十二貫野用水は、加賀藩の命を受けた椎名道三が天保十年
(1839)着工、わずか15か月間で約21kmの用水路を完成させた。
道三は標高250mの十二貫野台地に水を引くためと水量確保のため、
尾ノ沼・宇奈月谷・分銅谷に取入口を設けたほか、多くの
谷川の水を水源にした。
尾ノ沼谷・中山間21kmの険しい山中を、標高差は100mもない
緩い勾配で通水したこと、また、栗寺地内に分水する第一分水が
途中の谷を横断するため「伏越の理」(ふせごしのり=逆サイフォン)
を利用した「龍ノ口用水」などは道三の優れた土木技術を示すものと
して有名である。
尾ノ沼谷は、僧ケ谷(1,855.4m)を源とし長さ4.9km、流域面積6.7
Kuの渓谷で、黒部川には標高230mの地点で合流している。黒部川
沿岸の断崖地形と十二貫野台地の標高の関係から、黒部川からの
取水不可能を知った道三は、尾ノ沼谷の標高346.8mの地点を水源に
定め、そこから約21kmの断崖絶壁を縫って、標高250mの中山地内に
導水した。その測量技術は、絶妙と言わざるをえない。また、尾ノ
沼谷は積雪が4.0〜5.0mあり水量が減少する7月上旬〜8月上旬まで
残雪があるため、安定した用水供給の源としても重要な役割を
果たしている。
[現地案内板より転記]
宇奈月ダム湖畔にある「とちの湯」(富山県下新川郡宇奈月町字大尾6215)の裏手の山に
尾ノ沼谷十二貫野用水取水口があるということで訪問してきました。
十二貫野は、黒部市の南方一帯に連なる丘陵地帯です。江戸時代、飢饉にみまわれたこの
地区で新田開発が計画され、当時の卓越した土木技師、椎名道三によって用水が引かれました。

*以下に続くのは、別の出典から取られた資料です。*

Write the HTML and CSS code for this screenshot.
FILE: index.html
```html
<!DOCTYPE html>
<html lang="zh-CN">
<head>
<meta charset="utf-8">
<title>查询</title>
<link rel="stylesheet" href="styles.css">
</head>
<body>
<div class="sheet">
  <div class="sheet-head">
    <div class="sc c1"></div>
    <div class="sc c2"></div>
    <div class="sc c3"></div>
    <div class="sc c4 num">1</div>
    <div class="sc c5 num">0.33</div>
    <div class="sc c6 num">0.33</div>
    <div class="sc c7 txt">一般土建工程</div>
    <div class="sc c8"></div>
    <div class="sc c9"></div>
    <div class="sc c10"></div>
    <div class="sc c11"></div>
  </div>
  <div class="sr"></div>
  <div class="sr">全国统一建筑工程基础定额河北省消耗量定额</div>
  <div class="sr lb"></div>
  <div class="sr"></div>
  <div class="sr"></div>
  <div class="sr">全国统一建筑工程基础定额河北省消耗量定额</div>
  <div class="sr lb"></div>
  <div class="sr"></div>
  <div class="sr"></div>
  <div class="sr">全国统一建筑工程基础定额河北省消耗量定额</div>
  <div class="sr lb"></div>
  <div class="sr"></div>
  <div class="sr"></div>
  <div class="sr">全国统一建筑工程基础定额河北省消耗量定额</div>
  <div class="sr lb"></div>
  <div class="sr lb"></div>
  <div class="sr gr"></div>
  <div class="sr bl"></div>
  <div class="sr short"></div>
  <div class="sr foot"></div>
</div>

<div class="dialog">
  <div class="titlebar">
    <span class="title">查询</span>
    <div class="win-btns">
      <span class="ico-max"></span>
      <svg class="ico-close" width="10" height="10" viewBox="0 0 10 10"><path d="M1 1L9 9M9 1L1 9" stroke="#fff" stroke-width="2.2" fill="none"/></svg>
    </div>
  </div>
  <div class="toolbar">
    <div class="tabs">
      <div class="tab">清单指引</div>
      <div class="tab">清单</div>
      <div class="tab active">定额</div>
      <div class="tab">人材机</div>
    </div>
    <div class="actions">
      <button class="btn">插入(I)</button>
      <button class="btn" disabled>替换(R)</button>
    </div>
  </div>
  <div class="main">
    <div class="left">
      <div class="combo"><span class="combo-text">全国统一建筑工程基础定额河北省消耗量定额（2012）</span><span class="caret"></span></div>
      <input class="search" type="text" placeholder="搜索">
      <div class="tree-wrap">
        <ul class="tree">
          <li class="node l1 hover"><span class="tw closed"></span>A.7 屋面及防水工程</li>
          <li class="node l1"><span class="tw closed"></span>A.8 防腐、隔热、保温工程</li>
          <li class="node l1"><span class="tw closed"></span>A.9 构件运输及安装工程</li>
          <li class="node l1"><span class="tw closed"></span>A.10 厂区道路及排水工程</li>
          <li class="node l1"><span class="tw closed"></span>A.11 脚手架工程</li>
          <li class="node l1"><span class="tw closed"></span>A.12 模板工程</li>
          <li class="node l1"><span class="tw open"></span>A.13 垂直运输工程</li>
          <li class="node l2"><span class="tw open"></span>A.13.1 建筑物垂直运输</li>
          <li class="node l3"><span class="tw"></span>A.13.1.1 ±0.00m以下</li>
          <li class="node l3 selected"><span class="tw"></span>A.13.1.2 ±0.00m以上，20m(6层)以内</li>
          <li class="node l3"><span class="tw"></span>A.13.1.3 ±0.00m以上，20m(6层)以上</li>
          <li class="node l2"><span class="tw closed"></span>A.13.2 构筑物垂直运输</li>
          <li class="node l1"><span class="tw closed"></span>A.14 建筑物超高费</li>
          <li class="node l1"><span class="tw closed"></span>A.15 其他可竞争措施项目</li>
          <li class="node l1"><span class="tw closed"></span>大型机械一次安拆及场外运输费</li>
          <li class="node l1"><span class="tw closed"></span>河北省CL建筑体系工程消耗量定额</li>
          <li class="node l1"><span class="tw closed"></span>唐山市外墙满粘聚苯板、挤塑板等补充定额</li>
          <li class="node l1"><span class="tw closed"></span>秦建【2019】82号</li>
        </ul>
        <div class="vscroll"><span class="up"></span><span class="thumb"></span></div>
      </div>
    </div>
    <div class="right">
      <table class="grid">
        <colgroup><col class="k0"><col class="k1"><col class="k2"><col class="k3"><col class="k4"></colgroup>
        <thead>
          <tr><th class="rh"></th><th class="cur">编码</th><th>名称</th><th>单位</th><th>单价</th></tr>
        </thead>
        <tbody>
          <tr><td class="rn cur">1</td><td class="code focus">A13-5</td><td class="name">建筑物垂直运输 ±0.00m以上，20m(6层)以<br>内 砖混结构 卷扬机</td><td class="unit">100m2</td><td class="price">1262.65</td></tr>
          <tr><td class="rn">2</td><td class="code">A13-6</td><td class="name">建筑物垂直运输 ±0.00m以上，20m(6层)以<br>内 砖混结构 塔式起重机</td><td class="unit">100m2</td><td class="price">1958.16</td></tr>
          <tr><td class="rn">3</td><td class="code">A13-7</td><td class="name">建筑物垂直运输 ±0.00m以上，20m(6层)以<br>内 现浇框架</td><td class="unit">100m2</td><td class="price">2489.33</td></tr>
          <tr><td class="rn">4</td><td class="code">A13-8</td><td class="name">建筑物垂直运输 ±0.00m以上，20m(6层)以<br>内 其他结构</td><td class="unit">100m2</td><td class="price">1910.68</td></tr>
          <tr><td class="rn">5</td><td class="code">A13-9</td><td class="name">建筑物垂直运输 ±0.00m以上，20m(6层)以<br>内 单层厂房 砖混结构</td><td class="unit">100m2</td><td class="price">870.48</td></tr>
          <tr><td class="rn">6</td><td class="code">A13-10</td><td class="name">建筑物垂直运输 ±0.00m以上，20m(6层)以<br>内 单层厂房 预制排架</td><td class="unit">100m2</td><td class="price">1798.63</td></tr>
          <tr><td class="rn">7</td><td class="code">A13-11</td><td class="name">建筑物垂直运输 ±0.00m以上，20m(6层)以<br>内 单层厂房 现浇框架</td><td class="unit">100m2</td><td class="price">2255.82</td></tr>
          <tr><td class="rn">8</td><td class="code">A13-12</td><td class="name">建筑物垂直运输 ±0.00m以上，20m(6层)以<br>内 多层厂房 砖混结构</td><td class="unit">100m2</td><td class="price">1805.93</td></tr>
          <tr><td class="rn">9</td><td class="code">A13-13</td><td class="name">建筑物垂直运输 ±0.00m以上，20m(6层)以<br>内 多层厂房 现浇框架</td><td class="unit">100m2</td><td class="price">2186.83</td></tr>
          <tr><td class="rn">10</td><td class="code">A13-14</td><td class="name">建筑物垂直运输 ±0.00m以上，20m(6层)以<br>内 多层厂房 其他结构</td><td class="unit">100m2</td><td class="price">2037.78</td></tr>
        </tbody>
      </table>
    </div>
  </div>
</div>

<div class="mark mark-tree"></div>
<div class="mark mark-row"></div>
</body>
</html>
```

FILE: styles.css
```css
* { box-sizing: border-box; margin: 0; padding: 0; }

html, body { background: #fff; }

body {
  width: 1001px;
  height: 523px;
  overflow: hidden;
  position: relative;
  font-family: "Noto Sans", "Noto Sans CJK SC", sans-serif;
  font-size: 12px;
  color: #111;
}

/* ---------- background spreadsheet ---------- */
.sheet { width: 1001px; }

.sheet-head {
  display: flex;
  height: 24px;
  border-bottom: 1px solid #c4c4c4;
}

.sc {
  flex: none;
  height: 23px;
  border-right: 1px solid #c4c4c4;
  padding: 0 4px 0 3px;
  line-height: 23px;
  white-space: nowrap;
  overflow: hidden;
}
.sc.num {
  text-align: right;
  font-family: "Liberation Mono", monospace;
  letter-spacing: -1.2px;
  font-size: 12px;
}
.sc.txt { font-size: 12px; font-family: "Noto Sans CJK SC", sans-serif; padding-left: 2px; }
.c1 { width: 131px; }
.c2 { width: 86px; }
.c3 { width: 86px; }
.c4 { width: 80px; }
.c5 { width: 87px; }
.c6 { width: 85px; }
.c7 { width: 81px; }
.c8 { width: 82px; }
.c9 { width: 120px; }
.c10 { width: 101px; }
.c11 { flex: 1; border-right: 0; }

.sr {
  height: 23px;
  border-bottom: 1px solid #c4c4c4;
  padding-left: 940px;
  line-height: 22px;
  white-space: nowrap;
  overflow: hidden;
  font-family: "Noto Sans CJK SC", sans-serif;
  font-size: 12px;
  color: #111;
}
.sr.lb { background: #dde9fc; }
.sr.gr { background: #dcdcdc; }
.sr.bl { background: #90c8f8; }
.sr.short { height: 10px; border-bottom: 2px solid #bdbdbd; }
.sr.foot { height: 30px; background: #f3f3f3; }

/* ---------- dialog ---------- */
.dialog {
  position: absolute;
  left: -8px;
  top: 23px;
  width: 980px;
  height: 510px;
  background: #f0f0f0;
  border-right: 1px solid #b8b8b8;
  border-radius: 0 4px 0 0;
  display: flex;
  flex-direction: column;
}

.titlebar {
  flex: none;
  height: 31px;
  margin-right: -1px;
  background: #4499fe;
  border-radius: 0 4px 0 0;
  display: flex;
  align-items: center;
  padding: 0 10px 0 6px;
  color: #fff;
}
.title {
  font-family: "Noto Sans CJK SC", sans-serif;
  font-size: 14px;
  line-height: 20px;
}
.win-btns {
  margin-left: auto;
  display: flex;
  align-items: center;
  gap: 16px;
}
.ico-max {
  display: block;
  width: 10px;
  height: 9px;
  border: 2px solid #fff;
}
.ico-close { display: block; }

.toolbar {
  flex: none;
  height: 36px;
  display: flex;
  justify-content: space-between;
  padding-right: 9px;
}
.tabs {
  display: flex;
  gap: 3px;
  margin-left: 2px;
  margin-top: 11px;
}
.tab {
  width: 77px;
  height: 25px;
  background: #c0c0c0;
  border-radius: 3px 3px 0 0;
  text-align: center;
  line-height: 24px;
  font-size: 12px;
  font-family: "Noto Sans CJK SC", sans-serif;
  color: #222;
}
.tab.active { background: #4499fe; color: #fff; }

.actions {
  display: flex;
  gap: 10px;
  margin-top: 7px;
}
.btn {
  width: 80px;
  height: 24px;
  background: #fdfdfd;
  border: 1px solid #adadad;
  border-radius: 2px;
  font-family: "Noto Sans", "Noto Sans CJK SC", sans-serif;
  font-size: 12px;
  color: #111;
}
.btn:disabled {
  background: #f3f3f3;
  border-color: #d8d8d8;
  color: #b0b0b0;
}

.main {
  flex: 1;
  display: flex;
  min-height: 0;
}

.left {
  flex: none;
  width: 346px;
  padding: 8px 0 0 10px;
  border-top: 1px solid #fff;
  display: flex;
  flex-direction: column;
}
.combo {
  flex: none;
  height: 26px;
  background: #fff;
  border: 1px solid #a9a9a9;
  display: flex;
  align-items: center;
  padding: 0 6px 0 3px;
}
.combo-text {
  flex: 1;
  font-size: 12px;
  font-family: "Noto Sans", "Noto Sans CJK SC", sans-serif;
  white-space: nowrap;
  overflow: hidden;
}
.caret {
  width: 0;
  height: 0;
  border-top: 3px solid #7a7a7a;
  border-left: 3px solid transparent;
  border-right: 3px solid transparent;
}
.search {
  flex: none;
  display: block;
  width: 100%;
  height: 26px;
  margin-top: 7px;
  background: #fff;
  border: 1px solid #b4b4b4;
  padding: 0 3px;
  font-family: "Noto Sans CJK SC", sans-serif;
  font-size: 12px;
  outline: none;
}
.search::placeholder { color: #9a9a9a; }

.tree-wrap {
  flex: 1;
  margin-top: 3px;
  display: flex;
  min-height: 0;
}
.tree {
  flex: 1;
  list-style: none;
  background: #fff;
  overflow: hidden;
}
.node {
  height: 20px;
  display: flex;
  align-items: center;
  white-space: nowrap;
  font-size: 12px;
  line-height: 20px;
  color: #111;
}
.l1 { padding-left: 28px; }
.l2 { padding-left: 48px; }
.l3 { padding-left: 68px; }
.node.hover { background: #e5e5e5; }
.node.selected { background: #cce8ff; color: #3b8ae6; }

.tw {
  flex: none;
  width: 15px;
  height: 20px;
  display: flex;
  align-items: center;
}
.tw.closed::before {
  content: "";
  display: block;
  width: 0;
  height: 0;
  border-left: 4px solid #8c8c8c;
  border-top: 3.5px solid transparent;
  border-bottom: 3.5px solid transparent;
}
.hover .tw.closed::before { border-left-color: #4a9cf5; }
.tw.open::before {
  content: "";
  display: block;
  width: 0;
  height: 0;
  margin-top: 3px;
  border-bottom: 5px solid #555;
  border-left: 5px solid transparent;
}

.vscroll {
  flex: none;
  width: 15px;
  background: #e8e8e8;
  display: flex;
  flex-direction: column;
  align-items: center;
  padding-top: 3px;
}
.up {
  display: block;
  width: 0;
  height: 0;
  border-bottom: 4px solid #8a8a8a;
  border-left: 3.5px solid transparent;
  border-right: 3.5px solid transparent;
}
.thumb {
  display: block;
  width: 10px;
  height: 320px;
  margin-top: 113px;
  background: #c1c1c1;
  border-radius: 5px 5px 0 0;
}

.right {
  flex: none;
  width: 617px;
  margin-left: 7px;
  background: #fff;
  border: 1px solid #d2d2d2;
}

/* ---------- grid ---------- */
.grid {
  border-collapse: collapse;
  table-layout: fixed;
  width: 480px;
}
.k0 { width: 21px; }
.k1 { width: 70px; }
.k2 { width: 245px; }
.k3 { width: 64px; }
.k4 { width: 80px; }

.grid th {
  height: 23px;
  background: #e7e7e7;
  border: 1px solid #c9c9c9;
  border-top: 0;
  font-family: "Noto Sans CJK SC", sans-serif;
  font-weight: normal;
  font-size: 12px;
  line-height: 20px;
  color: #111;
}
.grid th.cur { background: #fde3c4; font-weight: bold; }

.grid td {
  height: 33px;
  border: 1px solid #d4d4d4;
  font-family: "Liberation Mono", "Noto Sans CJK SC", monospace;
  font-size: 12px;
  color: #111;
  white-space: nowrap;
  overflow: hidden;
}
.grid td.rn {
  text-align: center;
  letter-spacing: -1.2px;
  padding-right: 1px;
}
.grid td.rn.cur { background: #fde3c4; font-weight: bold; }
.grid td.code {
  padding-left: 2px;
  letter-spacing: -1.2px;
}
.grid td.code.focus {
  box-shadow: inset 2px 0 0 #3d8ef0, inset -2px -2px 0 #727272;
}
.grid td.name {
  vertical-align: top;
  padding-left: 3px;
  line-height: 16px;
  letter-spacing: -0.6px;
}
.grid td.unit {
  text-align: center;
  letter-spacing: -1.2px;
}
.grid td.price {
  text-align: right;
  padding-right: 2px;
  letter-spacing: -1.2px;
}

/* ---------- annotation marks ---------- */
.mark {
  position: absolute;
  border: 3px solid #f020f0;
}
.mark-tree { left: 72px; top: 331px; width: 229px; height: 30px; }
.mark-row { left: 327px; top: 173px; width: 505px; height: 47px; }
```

宇奈月町及び黒部市の240haをかんがいしています。上記案内文のように、道三はこの地区が
黒部川沿岸にありながら、本流の河床が低いため、河床より127mも高い尾ノ沼谷の渓流に
水源を求め、サイホンの原理を利用し、石管で導水するなど、当時としては非常に高度な
技術をもって施工しています。
「とちの湯」で地元の方に話を伺ったところ、現在はほとんどが暗渠化されて当時の用水を
見れるところはないようです。
写真中央のやや右の石積み部分が取水口です。
尾ノ沼谷の渓流です。この辺りも改良工事が進められていました。私が訪問した翌日の新聞に、
この工事現場でカモシカが岩に挟まって動けなくなってたという記事が。前日に工事中の岩の上を
上って取水口を探していた私メは(◎o◎)ドキッ。